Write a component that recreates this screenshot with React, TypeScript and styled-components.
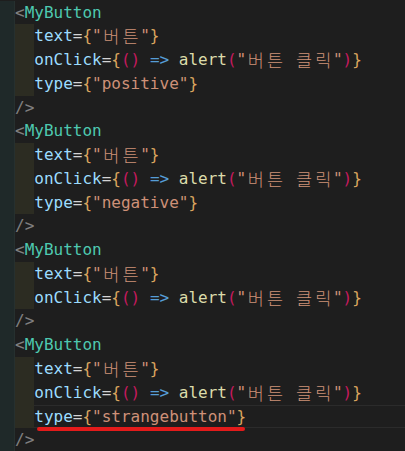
import React from "react";
import styled, { createGlobalStyle } from "styled-components";

const Global = createGlobalStyle`
  html, body { margin: 0; padding: 0; background: #1e1e1e; }
  body { width: 405px; height: 451px; overflow: hidden; }
`;

const LINE_H = 23.78;
const CH = 9.632;

const Editor = styled.div`
  position: relative;
  width: 405px;
  height: 451px;
  padding-top: 0.5px;
  box-sizing: border-box;
  background: #1e1e1e;
  font-family: "DejaVu Sans Mono", "Noto Sans CJK KR", monospace;
  font-size: 16px;
  display: flex;
  flex-direction: column;
  overflow: hidden;
`;

const Row = styled.div`
  display: flex;
  height: ${LINE_H}px;
  line-height: ${LINE_H}px;
  white-space: pre;
  flex-shrink: 0;
`;

const Gutter = styled.div`
  width: 15px;
  flex-shrink: 0;
  background: #1f2929;
  box-shadow: inset -1px 0 0 #26302f;
`;

const Content = styled.div<{ $current?: boolean }>`
  flex: 1;
  display: flex;
  align-items: stretch;
  box-shadow: ${(p) =>
    p.$current ? "inset 0 1px 0 #2b2b2b, inset 0 -1px 0 #2b2b2b" : "none"};
`;

const Indent = styled.span`
  display: inline-block;
  width: ${CH * 2}px;
  background: #2c2c22;
  flex-shrink: 0;
`;

const Text = styled.span``;

const Tok = styled.span<{ $c: string }>`
  color: ${(p) => p.$c};
`;

const Wide = styled.span`
  display: inline-block;
  width: ${CH * 2}px;
  text-align: center;
  font-family: "Noto Sans CJK KR", sans-serif;
  font-size: 17.5px;
  font-weight: 300;
  vertical-align: top;
`;

const Underline = styled.div`
  position: absolute;
  left: 37px;
  top: 427px;
  width: 208px;
  height: 4px;
  border-radius: 3px;
  background: #e31b1b;
`;

const C = {
  punct: "#808080",
  comp: "#4ec9b0",
  attr: "#9cdcfe",
  eq: "#d4d4d4",
  brace: "#dba55f",
  str: "#ce9178",
  paren: "#c51a5e",
  arrow: "#569cd6",
  fn: "#dcdcaa",
};

type T = [string, string];

const isWide = (ch: string) => /[\u1100-\u11ff\u3130-\u318f\uac00-\ud7af]/.test(ch);

function renderText(s: string) {
  const out: React.ReactNode[] = [];
  let buf = "";
  let k = 0;
  for (const ch of s) {
    if (isWide(ch)) {
      if (buf) out.push(<Text key={k++}>{buf}</Text>);
      buf = "";
      out.push(<Wide key={k++}>{ch}</Wide>);
    } else buf += ch;
  }
  if (buf) out.push(<Text key={k++}>{buf}</Text>);
  return out;
}

const open: T[] = [["<", C.punct], ["MyButton", C.comp]];
const close: T[] = [["/>", C.punct]];
const textAttr: T[] = [["text", C.attr], ["=", C.eq], ["{", C.brace], ["\"버튼\"", C.str], ["}", C.brace]];
const clickAttr: T[] = [
  ["onClick", C.attr], ["=", C.eq], ["{", C.brace], ["()", C.paren], [" ", C.eq], ["=>", C.arrow], [" ", C.eq],
  ["alert", C.fn], ["(", C.paren], ["\"버튼 클릭\"", C.str], [")", C.paren], ["}", C.brace],
];
const typeAttr = (v: string): T[] => [["type", C.attr], ["=", C.eq], ["{", C.brace], [`"${v}"`, C.str], ["}", C.brace]];

type Line = { toks: T[]; indent?: boolean; current?: boolean };

const block = (type?: string, current?: boolean): Line[] => [
  { toks: open },
  { toks: textAttr, indent: true },
  { toks: clickAttr, indent: true },
  ...(type ? [{ toks: typeAttr(type), indent: true, current }] : []),
  { toks: close },
];

const lines: Line[] = [
  ...block("positive"),
  ...block("negative"),
  ...block(),
  ...block("strangebutton", true),
];

export default function App() {
  return (
    <>
      <Global />
      <Editor>
        {lines.map((l, i) => (
          <Row key={i}>
            <Gutter />
            <Content $current={l.current}>
              {l.indent && <Indent />}
              <span>
                {l.toks.map(([t, c], j) => (
                  <Tok key={j} $c={c}>{renderText(t)}</Tok>
                ))}
              </span>
            </Content>
          </Row>
        ))}
        <Underline />
      </Editor>
    </>
  );
}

----------

**Aim**
Leaving the pictures aside, transcribe the entire listing exactly.

**Solution to the exercise**
Write a component that recreates this screenshot with React, TypeScript and styled-components.
import React from "react";
import styled, { createGlobalStyle } from "styled-components";

const Global = createGlobalStyle`
  html, body { margin: 0; padding: 0; background: #1e1e1e; }
  body { width: 405px; height: 451px; overflow: hidden; }
`;

const LINE_H = 23.78;
const CH = 9.632;

const Editor = styled.div`
  position: relative;
  width: 405px;
  height: 451px;
  padding-top: 0.5px;
  box-sizing: border-box;
  background: #1e1e1e;
  font-family: "DejaVu Sans Mono", "Noto Sans CJK KR", monospace;
  font-size: 16px;
  display: flex;
  flex-direction: column;
  overflow: hidden;
`;

const Row = styled.div`
  display: flex;
  height: ${LINE_H}px;
  line-height: ${LINE_H}px;
  white-space: pre;
  flex-shrink: 0;
`;

const Gutter = styled.div`
  width: 15px;
  flex-shrink: 0;
  background: #1f2929;
  box-shadow: inset -1px 0 0 #26302f;
`;

const Content = styled.div<{ $current?: boolean }>`
  flex: 1;
  display: flex;
  align-items: stretch;
  box-shadow: ${(p) =>
    p.$current ? "inset 0 1px 0 #2b2b2b, inset 0 -1px 0 #2b2b2b" : "none"};
`;

const Indent = styled.span`
  display: inline-block;
  width: ${CH * 2}px;
  background: #2c2c22;
  flex-shrink: 0;
`;

const Text = styled.span``;

const Tok = styled.span<{ $c: string }>`
  color: ${(p) => p.$c};
`;

const Wide = styled.span`
  display: inline-block;
  width: ${CH * 2}px;
  text-align: center;
  font-family: "Noto Sans CJK KR", sans-serif;
  font-size: 17.5px;
  font-weight: 300;
  vertical-align: top;
`;

const Underline = styled.div`
  position: absolute;
  left: 37px;
  top: 427px;
  width: 208px;
  height: 4px;
  border-radius: 3px;
  background: #e31b1b;
`;

const C = {
  punct: "#808080",
  comp: "#4ec9b0",
  attr: "#9cdcfe",
  eq: "#d4d4d4",
  brace: "#dba55f",
  str: "#ce9178",
  paren: "#c51a5e",
  arrow: "#569cd6",
  fn: "#dcdcaa",
};

type T = [string, string];

const isWide = (ch: string) => /[\u1100-\u11ff\u3130-\u318f\uac00-\ud7af]/.test(ch);

function renderText(s: string) {
  const out: React.ReactNode[] = [];
  let buf = "";
  let k = 0;
  for (const ch of s) {
    if (isWide(ch)) {
      if (buf) out.push(<Text key={k++}>{buf}</Text>);
      buf = "";
      out.push(<Wide key={k++}>{ch}</Wide>);
    } else buf += ch;
  }
  if (buf) out.push(<Text key={k++}>{buf}</Text>);
  return out;
}

const open: T[] = [["<", C.punct], ["MyButton", C.comp]];
const close: T[] = [["/>", C.punct]];
const textAttr: T[] = [["text", C.attr], ["=", C.eq], ["{", C.brace], ["\"버튼\"", C.str], ["}", C.brace]];
const clickAttr: T[] = [
  ["onClick", C.attr], ["=", C.eq], ["{", C.brace], ["()", C.paren], [" ", C.eq], ["=>", C.arrow], [" ", C.eq],
  ["alert", C.fn], ["(", C.paren], ["\"버튼 클릭\"", C.str], [")", C.paren], ["}", C.brace],
];
const typeAttr = (v: string): T[] => [["type", C.attr], ["=", C.eq], ["{", C.brace], [`"${v}"`, C.str], ["}", C.brace]];

type Line = { toks: T[]; indent?: boolean; current?: boolean };

const block = (type?: string, current?: boolean): Line[] => [
  { toks: open },
  { toks: textAttr, indent: true },
  { toks: clickAttr, indent: true },
  ...(type ? [{ toks: typeAttr(type), indent: true, current }] : []),
  { toks: close },
];

const lines: Line[] = [
  ...block("positive"),
  ...block("negative"),
  ...block(),
  ...block("strangebutton", true),
];

export default function App() {
  return (
    <>
      <Global />
      <Editor>
        {lines.map((l, i) => (
          <Row key={i}>
            <Gutter />
            <Content $current={l.current}>
              {l.indent && <Indent />}
              <span>
                {l.toks.map(([t, c], j) => (
                  <Tok key={j} $c={c}>{renderText(t)}</Tok>
                ))}
              </span>
            </Content>
          </Row>
        ))}
        <Underline />
      </Editor>
    </>
  );
}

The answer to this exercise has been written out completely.